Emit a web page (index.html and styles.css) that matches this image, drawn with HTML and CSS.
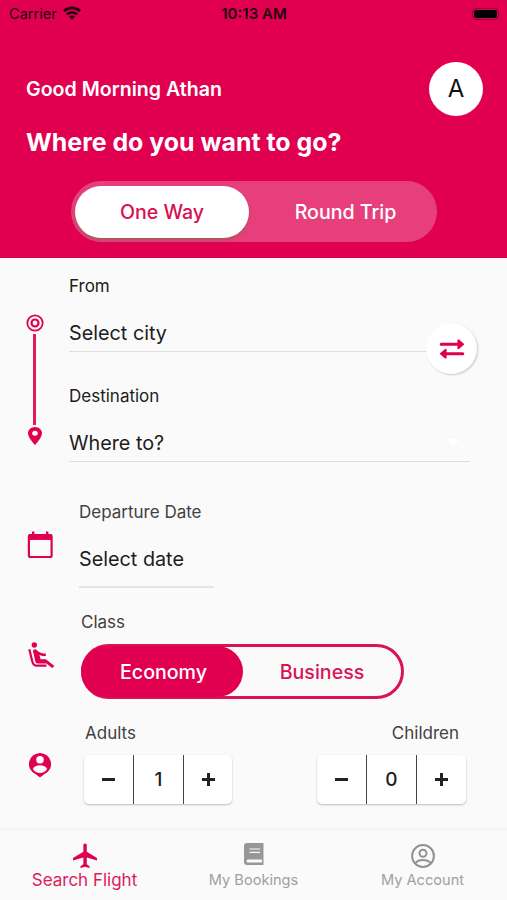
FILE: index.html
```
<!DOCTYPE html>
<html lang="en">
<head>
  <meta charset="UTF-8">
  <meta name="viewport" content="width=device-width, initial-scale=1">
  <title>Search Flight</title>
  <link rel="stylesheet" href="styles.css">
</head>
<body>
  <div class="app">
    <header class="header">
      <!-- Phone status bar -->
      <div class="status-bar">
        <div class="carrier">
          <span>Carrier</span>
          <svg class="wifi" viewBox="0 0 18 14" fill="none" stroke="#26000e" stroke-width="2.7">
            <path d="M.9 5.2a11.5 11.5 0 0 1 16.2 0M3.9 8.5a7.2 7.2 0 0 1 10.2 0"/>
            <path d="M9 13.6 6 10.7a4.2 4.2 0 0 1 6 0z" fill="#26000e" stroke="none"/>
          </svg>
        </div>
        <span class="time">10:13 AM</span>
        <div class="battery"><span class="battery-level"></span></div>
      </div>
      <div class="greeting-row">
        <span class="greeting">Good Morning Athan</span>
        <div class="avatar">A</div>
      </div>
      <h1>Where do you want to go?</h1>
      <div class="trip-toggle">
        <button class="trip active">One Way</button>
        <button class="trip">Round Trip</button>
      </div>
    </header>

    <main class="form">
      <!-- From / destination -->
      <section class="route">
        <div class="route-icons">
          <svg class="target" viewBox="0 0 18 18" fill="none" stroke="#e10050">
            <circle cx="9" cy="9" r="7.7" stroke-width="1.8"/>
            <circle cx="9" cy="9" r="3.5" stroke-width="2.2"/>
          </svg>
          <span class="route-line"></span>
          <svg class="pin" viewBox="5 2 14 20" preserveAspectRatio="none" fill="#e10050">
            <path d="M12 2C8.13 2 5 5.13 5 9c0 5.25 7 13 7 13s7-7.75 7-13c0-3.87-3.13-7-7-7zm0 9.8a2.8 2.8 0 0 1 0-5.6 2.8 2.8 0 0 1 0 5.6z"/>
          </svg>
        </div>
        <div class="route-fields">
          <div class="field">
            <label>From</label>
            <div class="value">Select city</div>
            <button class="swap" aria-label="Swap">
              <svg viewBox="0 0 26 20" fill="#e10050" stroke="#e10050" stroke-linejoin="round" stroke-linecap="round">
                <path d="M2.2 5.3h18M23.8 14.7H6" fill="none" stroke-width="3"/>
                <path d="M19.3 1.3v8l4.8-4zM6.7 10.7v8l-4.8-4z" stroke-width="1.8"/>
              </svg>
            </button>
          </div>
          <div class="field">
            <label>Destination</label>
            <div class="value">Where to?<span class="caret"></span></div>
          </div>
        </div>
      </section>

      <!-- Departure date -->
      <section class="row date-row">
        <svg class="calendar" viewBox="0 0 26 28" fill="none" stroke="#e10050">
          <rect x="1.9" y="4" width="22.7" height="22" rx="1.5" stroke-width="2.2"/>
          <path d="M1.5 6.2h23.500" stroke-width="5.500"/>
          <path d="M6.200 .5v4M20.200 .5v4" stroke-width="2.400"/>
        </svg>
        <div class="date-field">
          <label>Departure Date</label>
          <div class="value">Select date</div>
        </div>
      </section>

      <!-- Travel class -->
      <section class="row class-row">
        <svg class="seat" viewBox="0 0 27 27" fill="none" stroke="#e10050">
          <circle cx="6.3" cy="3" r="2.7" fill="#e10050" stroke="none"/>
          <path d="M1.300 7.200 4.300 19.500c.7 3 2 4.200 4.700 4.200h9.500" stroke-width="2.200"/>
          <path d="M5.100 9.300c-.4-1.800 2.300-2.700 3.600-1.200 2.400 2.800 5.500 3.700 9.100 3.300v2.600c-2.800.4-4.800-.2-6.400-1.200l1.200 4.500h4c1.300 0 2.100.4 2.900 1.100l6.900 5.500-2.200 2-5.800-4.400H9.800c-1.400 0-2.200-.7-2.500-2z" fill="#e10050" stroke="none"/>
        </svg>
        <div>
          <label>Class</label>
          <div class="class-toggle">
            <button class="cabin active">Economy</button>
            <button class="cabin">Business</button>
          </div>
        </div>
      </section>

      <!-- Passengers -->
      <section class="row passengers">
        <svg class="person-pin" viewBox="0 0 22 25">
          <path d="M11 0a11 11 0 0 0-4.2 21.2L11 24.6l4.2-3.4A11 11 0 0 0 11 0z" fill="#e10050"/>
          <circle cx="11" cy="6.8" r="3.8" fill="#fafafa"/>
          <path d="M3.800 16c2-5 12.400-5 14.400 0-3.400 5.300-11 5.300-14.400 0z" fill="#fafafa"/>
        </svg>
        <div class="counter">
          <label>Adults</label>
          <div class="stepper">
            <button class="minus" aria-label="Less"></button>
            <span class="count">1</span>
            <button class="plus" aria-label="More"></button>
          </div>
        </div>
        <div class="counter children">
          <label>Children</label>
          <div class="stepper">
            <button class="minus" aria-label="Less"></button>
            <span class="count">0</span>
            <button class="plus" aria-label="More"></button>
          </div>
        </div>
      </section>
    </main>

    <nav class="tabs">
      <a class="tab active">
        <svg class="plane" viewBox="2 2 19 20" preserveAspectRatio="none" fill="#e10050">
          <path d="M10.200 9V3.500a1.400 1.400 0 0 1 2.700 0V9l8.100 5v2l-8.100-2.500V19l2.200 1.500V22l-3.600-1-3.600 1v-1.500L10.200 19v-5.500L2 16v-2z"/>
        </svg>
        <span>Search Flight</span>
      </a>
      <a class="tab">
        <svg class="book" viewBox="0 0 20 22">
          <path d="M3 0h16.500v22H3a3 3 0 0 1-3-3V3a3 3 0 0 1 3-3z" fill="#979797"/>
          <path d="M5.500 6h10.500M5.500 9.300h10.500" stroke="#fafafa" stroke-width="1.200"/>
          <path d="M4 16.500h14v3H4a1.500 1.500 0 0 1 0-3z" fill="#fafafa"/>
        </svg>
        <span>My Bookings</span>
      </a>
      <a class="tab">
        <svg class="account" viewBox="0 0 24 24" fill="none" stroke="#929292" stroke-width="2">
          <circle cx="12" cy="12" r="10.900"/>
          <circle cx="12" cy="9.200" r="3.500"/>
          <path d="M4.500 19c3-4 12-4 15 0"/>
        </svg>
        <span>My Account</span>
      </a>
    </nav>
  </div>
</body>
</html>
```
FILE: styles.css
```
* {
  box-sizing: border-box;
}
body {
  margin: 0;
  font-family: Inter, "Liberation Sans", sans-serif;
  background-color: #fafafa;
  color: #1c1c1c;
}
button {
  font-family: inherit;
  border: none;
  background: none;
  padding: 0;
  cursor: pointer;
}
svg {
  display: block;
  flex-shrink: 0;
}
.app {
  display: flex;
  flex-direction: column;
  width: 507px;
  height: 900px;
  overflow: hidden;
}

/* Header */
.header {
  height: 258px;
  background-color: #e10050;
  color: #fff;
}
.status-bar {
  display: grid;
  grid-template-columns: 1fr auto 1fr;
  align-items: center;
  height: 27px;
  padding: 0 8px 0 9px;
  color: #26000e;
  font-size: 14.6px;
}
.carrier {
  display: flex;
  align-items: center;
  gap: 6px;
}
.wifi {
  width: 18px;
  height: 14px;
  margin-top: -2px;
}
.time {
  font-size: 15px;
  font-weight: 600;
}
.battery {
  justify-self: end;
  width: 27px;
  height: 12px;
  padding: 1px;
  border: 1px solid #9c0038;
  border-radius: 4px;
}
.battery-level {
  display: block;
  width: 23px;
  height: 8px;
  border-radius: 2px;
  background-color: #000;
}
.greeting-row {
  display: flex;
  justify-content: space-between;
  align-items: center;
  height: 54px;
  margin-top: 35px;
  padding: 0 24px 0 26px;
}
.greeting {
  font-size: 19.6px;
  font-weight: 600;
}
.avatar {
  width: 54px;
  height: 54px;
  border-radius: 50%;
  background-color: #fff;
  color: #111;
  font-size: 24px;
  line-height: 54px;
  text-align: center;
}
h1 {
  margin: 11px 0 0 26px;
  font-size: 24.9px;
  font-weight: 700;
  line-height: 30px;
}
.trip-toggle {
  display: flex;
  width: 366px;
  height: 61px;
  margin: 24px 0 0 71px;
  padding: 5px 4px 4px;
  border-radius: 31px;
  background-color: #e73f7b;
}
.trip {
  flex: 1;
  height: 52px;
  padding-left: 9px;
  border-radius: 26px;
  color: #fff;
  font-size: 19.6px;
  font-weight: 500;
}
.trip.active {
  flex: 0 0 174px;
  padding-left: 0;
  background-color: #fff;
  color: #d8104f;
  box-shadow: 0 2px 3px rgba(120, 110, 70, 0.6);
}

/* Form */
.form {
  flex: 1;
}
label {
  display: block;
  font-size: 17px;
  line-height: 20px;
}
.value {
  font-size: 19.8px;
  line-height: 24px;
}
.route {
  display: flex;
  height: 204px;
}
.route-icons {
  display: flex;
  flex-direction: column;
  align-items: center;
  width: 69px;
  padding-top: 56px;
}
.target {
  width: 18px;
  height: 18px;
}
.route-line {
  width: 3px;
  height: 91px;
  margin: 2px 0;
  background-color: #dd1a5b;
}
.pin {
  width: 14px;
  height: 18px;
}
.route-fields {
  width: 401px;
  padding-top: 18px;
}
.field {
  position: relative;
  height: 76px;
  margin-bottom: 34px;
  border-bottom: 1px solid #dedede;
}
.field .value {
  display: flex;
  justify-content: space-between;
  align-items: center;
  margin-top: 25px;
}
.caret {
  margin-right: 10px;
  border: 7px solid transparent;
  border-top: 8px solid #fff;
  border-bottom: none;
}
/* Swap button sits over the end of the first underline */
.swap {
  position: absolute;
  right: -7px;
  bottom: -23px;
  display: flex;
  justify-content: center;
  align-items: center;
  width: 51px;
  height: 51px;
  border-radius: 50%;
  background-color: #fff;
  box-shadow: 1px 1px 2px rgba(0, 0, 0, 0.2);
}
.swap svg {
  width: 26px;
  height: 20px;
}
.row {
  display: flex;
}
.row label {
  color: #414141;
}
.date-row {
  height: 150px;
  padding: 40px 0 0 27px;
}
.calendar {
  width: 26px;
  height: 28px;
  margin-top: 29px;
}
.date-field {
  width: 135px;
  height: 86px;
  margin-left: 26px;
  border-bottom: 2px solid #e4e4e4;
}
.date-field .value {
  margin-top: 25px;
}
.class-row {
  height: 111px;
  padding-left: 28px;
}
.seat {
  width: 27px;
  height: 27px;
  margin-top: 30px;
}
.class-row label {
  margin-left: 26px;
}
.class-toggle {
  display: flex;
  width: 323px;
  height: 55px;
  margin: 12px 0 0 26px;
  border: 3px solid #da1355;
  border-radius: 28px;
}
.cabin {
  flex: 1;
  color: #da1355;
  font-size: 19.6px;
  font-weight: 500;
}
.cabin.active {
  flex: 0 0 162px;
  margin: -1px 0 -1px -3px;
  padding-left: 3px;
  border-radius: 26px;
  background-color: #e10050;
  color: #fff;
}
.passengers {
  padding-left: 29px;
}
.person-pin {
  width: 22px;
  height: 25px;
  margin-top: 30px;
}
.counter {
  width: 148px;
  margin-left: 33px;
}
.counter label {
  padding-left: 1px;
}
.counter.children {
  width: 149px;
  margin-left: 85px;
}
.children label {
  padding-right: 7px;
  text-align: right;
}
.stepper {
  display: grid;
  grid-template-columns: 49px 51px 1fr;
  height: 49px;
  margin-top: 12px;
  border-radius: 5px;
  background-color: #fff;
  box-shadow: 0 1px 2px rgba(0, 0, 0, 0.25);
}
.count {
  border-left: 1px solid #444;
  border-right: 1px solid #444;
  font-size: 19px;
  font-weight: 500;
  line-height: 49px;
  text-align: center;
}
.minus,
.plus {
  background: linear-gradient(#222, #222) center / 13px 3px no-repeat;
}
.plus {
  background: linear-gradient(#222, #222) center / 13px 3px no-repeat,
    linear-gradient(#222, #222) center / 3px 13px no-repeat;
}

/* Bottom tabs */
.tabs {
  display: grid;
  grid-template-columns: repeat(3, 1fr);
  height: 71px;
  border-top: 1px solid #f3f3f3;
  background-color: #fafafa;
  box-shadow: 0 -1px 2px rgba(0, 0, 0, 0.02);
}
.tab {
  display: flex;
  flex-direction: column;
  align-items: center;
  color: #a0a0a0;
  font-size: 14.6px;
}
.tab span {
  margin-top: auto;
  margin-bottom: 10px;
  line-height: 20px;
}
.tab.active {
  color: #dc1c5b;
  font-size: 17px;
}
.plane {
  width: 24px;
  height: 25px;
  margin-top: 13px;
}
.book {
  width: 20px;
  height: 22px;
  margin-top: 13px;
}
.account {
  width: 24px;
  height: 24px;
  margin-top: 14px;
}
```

---

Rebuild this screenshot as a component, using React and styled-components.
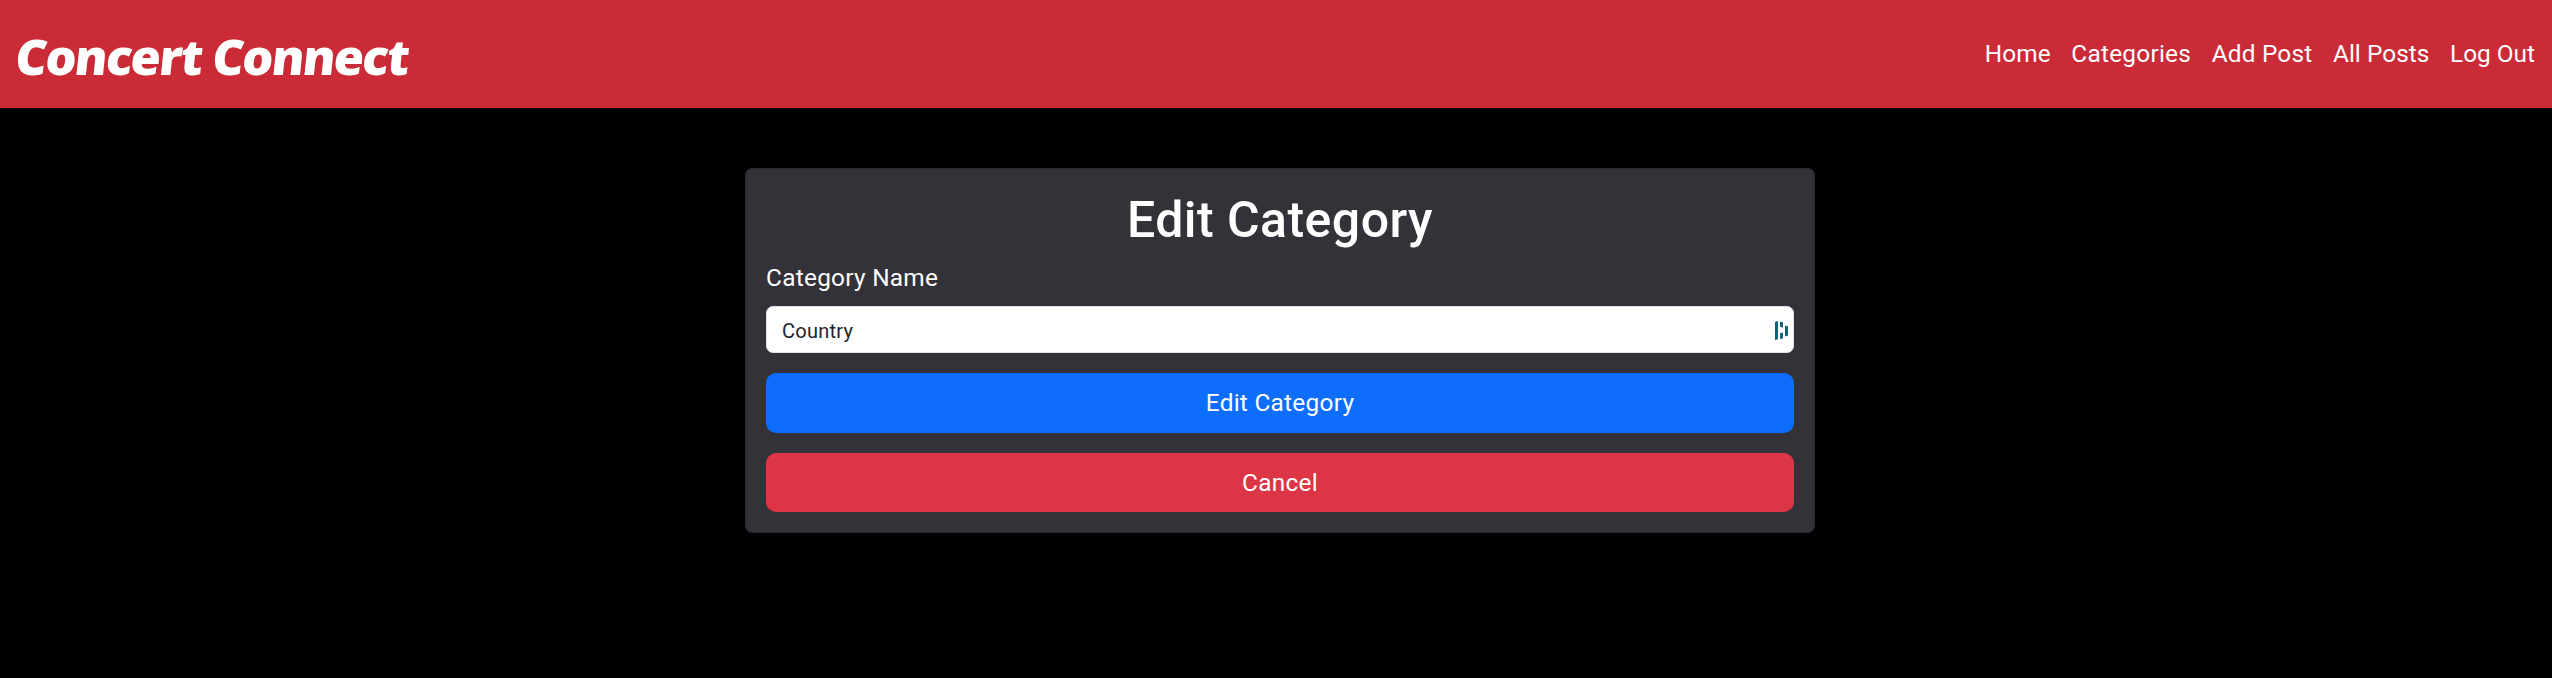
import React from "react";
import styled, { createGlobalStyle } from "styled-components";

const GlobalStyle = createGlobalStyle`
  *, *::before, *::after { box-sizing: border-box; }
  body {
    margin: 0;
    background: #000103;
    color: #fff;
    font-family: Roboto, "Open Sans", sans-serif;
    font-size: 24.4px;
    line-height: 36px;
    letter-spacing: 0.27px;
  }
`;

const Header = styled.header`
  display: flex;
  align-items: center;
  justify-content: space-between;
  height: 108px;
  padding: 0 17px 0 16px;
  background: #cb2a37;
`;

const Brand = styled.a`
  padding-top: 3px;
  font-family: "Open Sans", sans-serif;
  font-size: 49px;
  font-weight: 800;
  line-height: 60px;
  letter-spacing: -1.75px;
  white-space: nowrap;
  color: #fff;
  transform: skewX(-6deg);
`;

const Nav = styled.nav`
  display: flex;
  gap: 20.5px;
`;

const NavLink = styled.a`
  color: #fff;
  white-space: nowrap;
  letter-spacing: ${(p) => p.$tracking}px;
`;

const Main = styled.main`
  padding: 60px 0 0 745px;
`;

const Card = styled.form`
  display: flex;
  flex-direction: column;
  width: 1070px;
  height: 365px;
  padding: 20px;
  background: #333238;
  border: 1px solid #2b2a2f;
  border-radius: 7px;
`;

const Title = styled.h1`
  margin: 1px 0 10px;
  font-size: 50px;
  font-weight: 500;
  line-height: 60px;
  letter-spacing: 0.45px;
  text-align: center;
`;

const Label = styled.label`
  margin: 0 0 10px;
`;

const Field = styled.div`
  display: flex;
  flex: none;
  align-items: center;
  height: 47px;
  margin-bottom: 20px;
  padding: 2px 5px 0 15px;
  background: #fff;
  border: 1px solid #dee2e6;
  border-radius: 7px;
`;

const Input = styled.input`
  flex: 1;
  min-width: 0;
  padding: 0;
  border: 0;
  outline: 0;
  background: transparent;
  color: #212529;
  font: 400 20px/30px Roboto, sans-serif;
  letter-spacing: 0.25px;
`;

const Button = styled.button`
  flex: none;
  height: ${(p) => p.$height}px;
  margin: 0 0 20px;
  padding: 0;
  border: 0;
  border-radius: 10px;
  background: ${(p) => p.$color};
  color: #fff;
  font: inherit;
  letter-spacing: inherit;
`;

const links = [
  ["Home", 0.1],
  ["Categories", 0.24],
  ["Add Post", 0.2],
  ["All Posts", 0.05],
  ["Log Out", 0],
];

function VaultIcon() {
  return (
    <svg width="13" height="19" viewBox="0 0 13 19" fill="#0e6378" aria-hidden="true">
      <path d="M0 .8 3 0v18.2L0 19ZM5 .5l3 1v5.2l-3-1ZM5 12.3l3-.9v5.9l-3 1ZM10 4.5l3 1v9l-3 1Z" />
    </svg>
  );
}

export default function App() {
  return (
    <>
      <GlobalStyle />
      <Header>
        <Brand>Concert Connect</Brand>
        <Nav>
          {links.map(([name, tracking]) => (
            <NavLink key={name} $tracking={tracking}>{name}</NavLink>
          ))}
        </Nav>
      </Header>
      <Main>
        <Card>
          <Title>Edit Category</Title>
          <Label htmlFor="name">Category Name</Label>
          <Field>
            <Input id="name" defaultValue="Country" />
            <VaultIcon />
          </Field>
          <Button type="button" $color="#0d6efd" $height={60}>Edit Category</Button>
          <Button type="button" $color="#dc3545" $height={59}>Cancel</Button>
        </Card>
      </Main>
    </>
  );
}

Exercise instructions: Locate all lines in the listing above with the word "components" and copy them.

Exercise output:
Rebuild this screenshot as a component, using React and styled-components.
import styled, { createGlobalStyle } from "styled-components";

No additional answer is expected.